Lauren Mandel is one of rooftop agriculture’s more ardent cheerleaders, but also one of its most helpful handicappers. Her new book, Eat Up: The Inside Scoop on Rooftop Agriculture, is a complete guide to making rooftop agriculture work at various scales, and she’s not afraid to let people know about the challenges as well as benefits. We talked with Mandel about what’s going on in rooftop ag today and how farms are showing up in the most unlikely places.
You have a landscape architecture degree from the University of Pennsylvania and you’re now working for Roofmeadow, a firm that’s known for roof gardens. How did you get from A to B?
I’ve always been interested in green roofs and rooftop agriculture, and when I went to Penn, my objective was to get really solid training in landscape architecture with the idea that I would eventually work in a slightly different industry but with a landscape architecture lens. Learning how to think like a landscape architect has been instrumental in my ability to design at multiple scales, and understand how all the parties and priorities relate to one and another. So there’s been a lot of things I’ve learned from landscape architecture that I’ve been able to apply to green design and rooftop agriculture.
I had worked for a few years in landscape architecture firms in Philadelphia and Seattle, and then again while I was in graduate school. During my last semester of graduate school, I wrote the first draft of my book; my advisors were landscape architect Karen M’Closkey, urban planner Domenic Vitiello, economist Anita Mukherjee, and Charlie Miller, the founder of Roofmeadow. I thought it was important to have these advisors because it was a very multidisciplinary subject.
There’s a real wealth of super-practical, clear-eyed advice in your book about what it takes to make rooftop agricultural viable, and you don’t sugarcoat it. What’s been the response from the community?
People have been really receptive and really appreciative of the book. One of the things I stressed is that, while I am a green designer, the book is not supposed to be my voice but the collective voice for the movement. That’s why I went to the lengths to include the voices and the leaders in the field. The book is written through a practitioner’s lens but also a journalist’s lens, and I wanted people [in the field] to speak for themselves, not just support my point.
Why did you decide a book—as opposed to a website or other platform—would be the right way to get to your audience?
There was no comprehensive written resource on the subject; as I started researching and interviewing farmers, gardeners, designers, chefs, and volunteers, they all really wanted a resource and they didn’t have one. There’s something about having a printed resource that you could flip through—I just felt like a book was the right decision. There is an e-book as well.
The emphasis you put on understanding and influencing local policies was really interesting. Can you talk a bit about why it’s so important for rooftop farmers to become educated about policy?
Policy influences large changes, whereas individuals influence smaller changes.

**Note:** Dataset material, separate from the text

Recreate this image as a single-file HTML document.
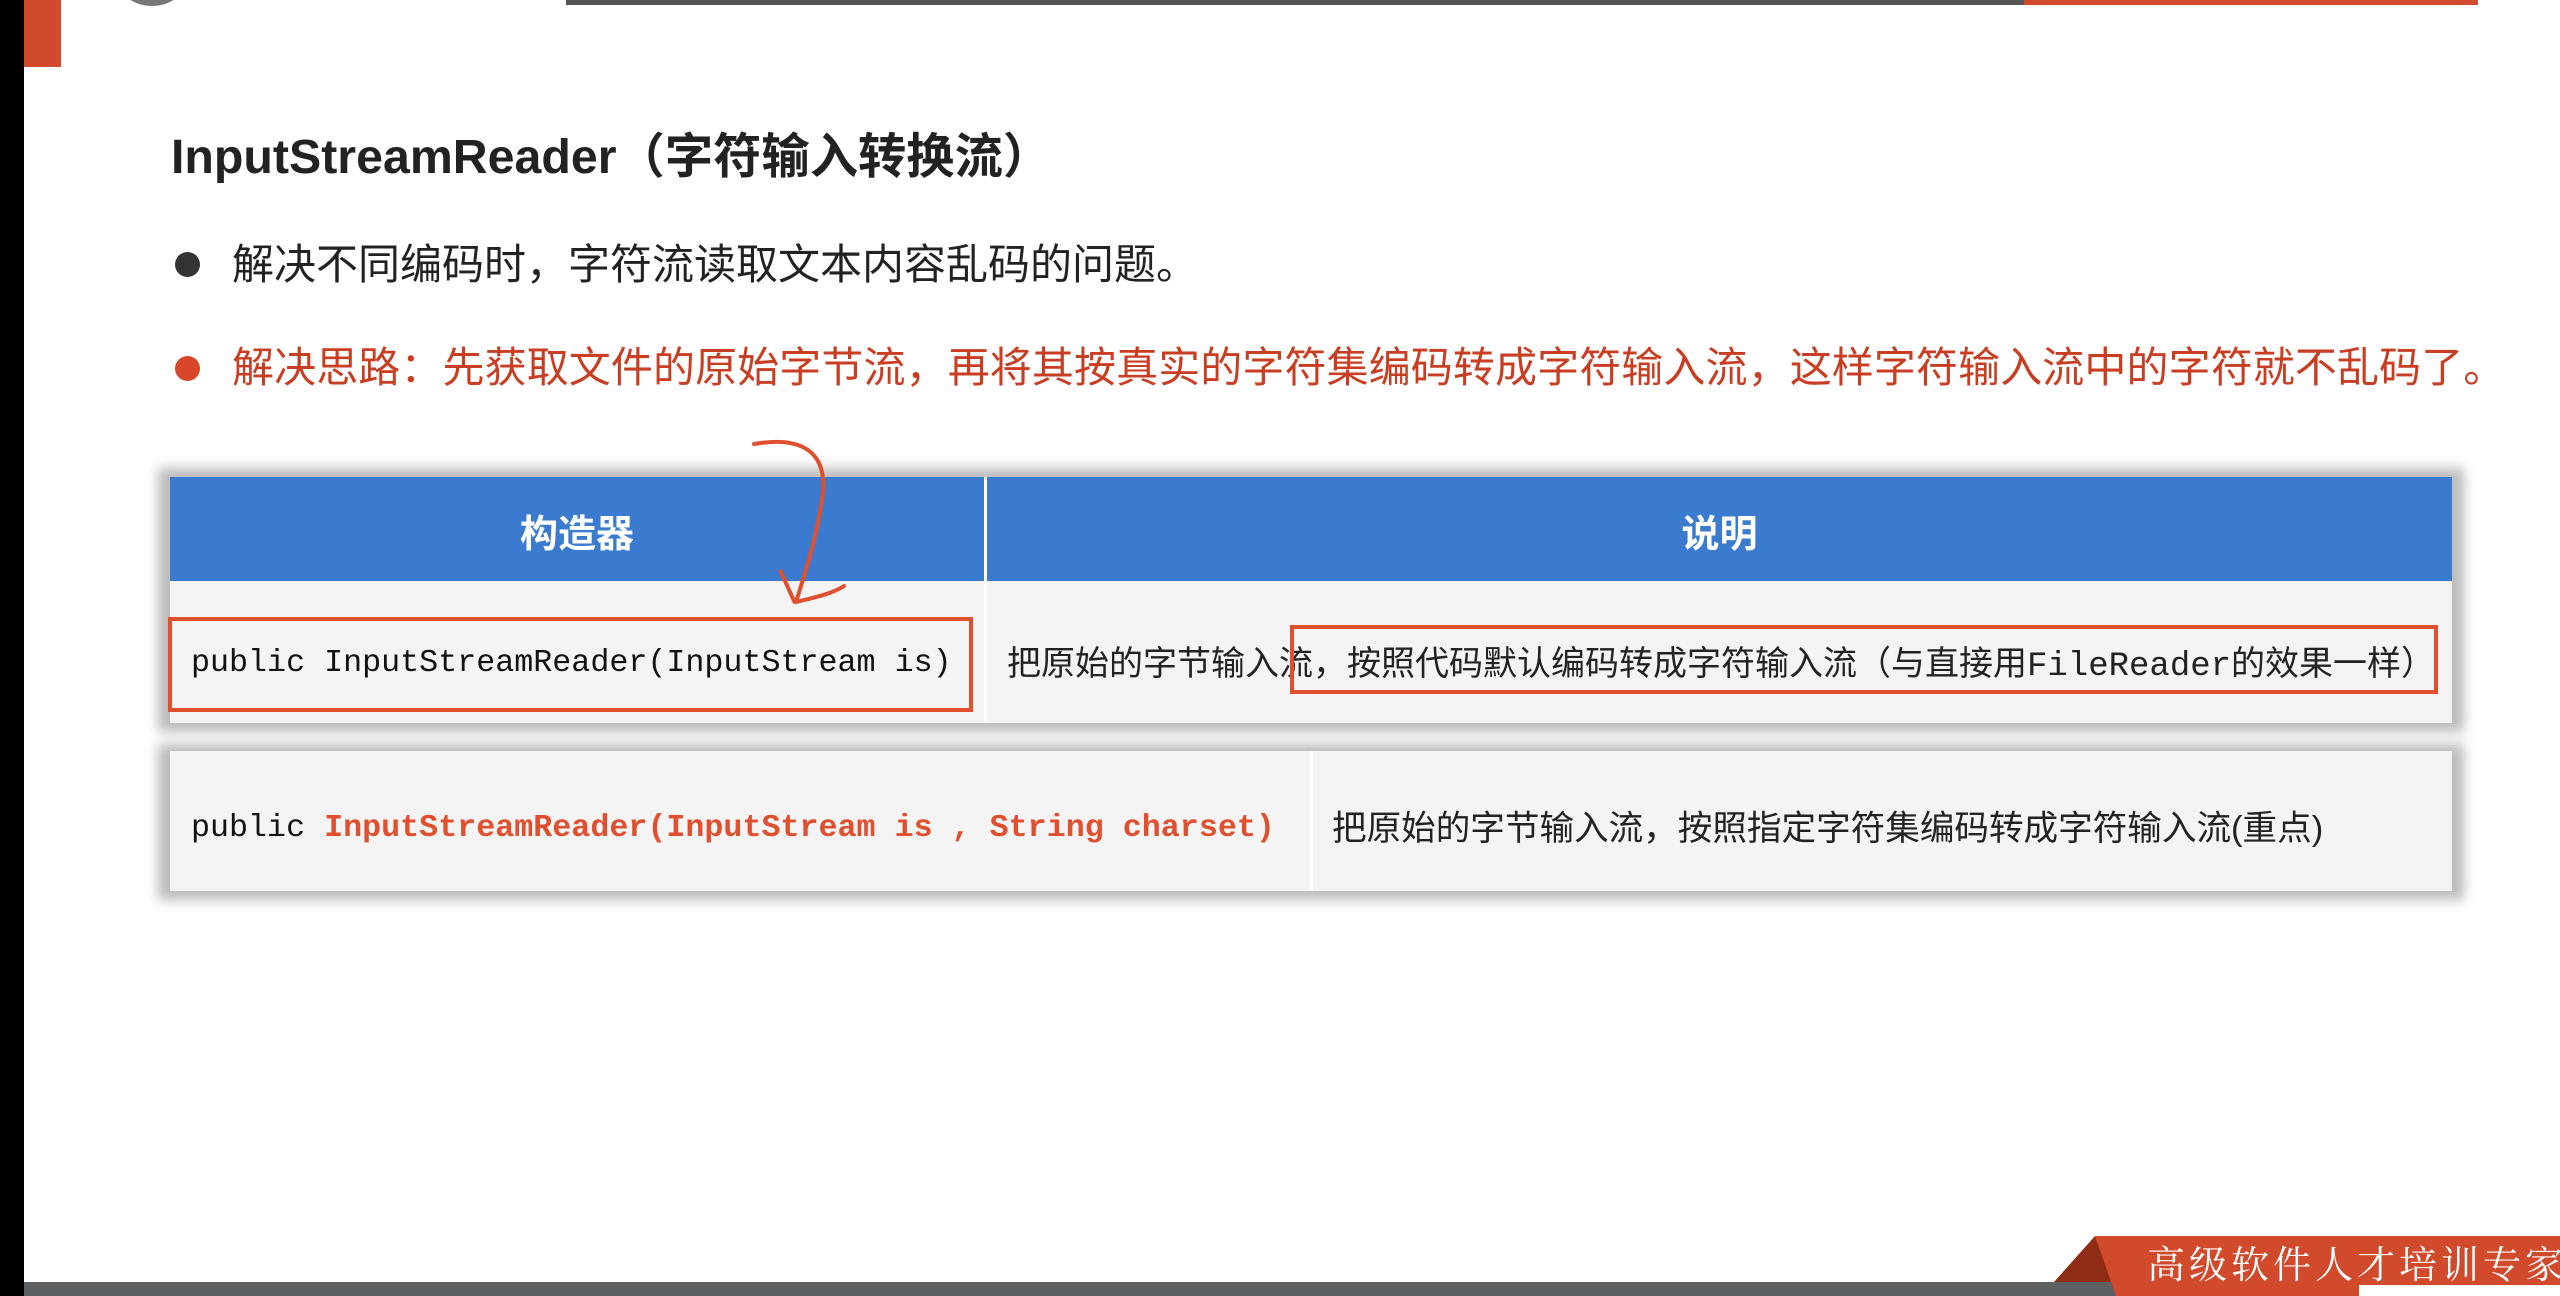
<!DOCTYPE html>
<html><head><meta charset="utf-8"><style>
*{margin:0;padding:0;box-sizing:border-box}
body{width:2560px;height:1296px;background:#fff;position:relative;overflow:hidden;font-family:"Liberation Sans","Noto Sans CJK SC",sans-serif}
.a{position:absolute}
.mono{font-family:"Liberation Mono","Noto Sans CJK SC",monospace;white-space:nowrap}
.t{white-space:nowrap;line-height:1}
</style></head><body>
<div class="a" style="left:0;top:0;width:24px;height:1296px;background:#000"></div>
<div class="a" style="left:24px;top:0;width:37px;height:67px;background:#d24a2c"></div>
<div class="a" style="left:112px;top:-70px;width:80px;height:76px;border-radius:50%;background:#777"></div>
<div class="a" style="left:566px;top:0;width:1460px;height:5px;background:#555"></div>
<div class="a" style="left:2024px;top:0;width:454px;height:5px;background:#d24a2c"></div>

<div class="a t" style="left:171px;top:133px;font-size:48.3px;font-weight:bold;color:#222">InputStreamReader（字符输入转换流）</div>
<div class="a" style="left:175px;top:252px;width:25px;height:25px;border-radius:50%;background:#333"></div>
<div class="a t" style="left:232px;top:244px;font-size:42px;color:#222">解决不同编码时，字符流读取文本内容乱码的问题。</div>
<div class="a" style="left:175px;top:356px;width:25px;height:25px;border-radius:50%;background:#d9472a"></div>
<div class="a t" style="left:232px;top:347px;font-size:42px;color:#c93e22;letter-spacing:0.1px">解决思路：先获取文件的原始字节流，再将其按真实的字符集编码转成字符输入流，这样字符输入流中的字符就不乱码了。</div>

<!-- table 1 -->
<div class="a" style="left:158px;top:468px;width:2306px;height:264px;background:#bbb;filter:blur(6px)"></div>
<div class="a" style="left:170px;top:477px;width:2282px;height:246px;background:#f4f4f4"></div>
<div class="a" style="left:170px;top:477px;width:2282px;height:104px;background:#3a7bd0"></div>
<div class="a" style="left:984px;top:477px;width:3px;height:246px;background:#fff"></div>
<div class="a t" style="left:170px;top:516px;width:814px;text-align:center;font-size:38px;font-weight:bold;color:#fff">构造器</div>
<div class="a t" style="left:987px;top:516px;width:1465px;text-align:center;font-size:38px;font-weight:bold;color:#fff">说明</div>
<div class="a mono" style="left:191px;top:645px;font-size:31.7px;color:#111">public InputStreamReader(InputStream is)</div>
<div class="a t" style="left:1007px;top:647px;font-size:34px;color:#222">把原始的字节输入流，按照代码默认编码转成字符输入流（与直接用<span class="mono">FileReader</span>的效果一样）</div>
<div class="a" style="left:168px;top:617px;width:805px;height:95px;border:4px solid #e0502f"></div>
<div class="a" style="left:1290px;top:625px;width:1148px;height:69px;border:4px solid #e0502f"></div>
<svg class="a" style="left:0;top:0" width="2560" height="1296"><path d="M754 444 C800 436 830 450 822 500 C816 540 806 570 796 602 M796 602 C812 598 832 594 844 586" fill="none" stroke="#e0502f" stroke-width="4" stroke-linecap="round"/><path d="M780 570 L795 603" stroke="#e0502f" stroke-width="4" fill="none"/></svg>

<!-- table 2 -->
<div class="a" style="left:158px;top:744px;width:2306px;height:156px;background:#bbb;filter:blur(6px)"></div>
<div class="a" style="left:170px;top:751px;width:2282px;height:140px;background:#f4f4f4"></div>
<div class="a" style="left:1310px;top:751px;width:3px;height:140px;background:#fff"></div>
<div class="a mono" style="left:191px;top:810px;font-size:31.7px;color:#111">public <span style="color:#e0502f;font-weight:bold">InputStreamReader(InputStream is , String charset)</span></div>
<div class="a t" style="left:1332px;top:812px;font-size:34.6px;color:#222">把原始的字节输入流，按照指定字符集编码转成字符输入流(重点)</div>

<!-- bottom -->
<div class="a" style="left:24px;top:1282px;width:2100px;height:14px;background:#5c6062"></div>
<svg class="a" style="left:0;top:0" width="2560" height="1296">
<polygon points="2054,1282 2095,1236 2112,1282" fill="#8e2c14"/>
<polygon points="2095,1236 2560,1236 2560,1296 2116,1296" fill="#d24a2c"/>
</svg>
<div class="a t" style="left:2147px;top:1243px;font-size:38px;color:#fff;font-family:'Noto Serif CJK SC',serif;letter-spacing:4px">高级软件人才培训专家</div>
<div class="a" style="left:2359px;top:1285px;width:201px;height:11px;background:#fff"></div>
</body></html>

One of the things I do stress in the book is that innovations in policy are a very effective and quick way to make significant changes in a neighborhood or an entire city. It’s not just food policy that matters, but stormwater and zoning policy. In New York City, policy changed to make it easier for rooftop farms after the first hydroponics had to get variances. So you really need progressive building codes and zoning codes, too.
It’s so interesting to me because, as a landscape architect involved in rooftop agriculture, I no longer just coordinate with architects, clients, and engineers. I now work with policy makers, with food advocacy groups and farmers, and all these other people that I wouldn’t ordinarily get involved with.
What are some new things going on in rooftop agriculture? Any interest in commercial applications?
We’re seeing a lot of interest in agriculture retrofit—clients who already have green roofs want to know if they can turn it into a production space. There’s been a huge increase in interest in the last two years ago, especially. A few years back, when I started, no one was talking about it. Now, it’s like something’s in the water.
Where is rooftop agriculture taking off? Where is it slow to take hold?
Brooklyn is hands-down the hottest hotbed of rooftop agriculture. Besides that, there are a lot in the Boston metro area. Chicago is also real hotbed—there’s an interesting farm there on top of the city’s convention center—a perfect example of a green roof that was converted into a farm. There’s about a quarter of an acre that is in production, and the food that’s grown is used in the convention center. They’re hoping to double the size of the farm and eventually be an acre. Right now, we’re working on a rooftop farm for a school in south Philadelphia.
There isn’t as much in the South, and population density might be part of it. The only southern farm I know about is in Sarasota, Florida, and it didn’t do as well as everyone hoped it would. I don’t really know why there’s not more there. Sometimes it’s concern over hurricanes and tornados and that it’s harder to secure agriculture to the building, though we designed green roofs in hurricane-tornado zones all the time. So much is about urban patterns—if there’s a lot of vacant land, people will farm there first.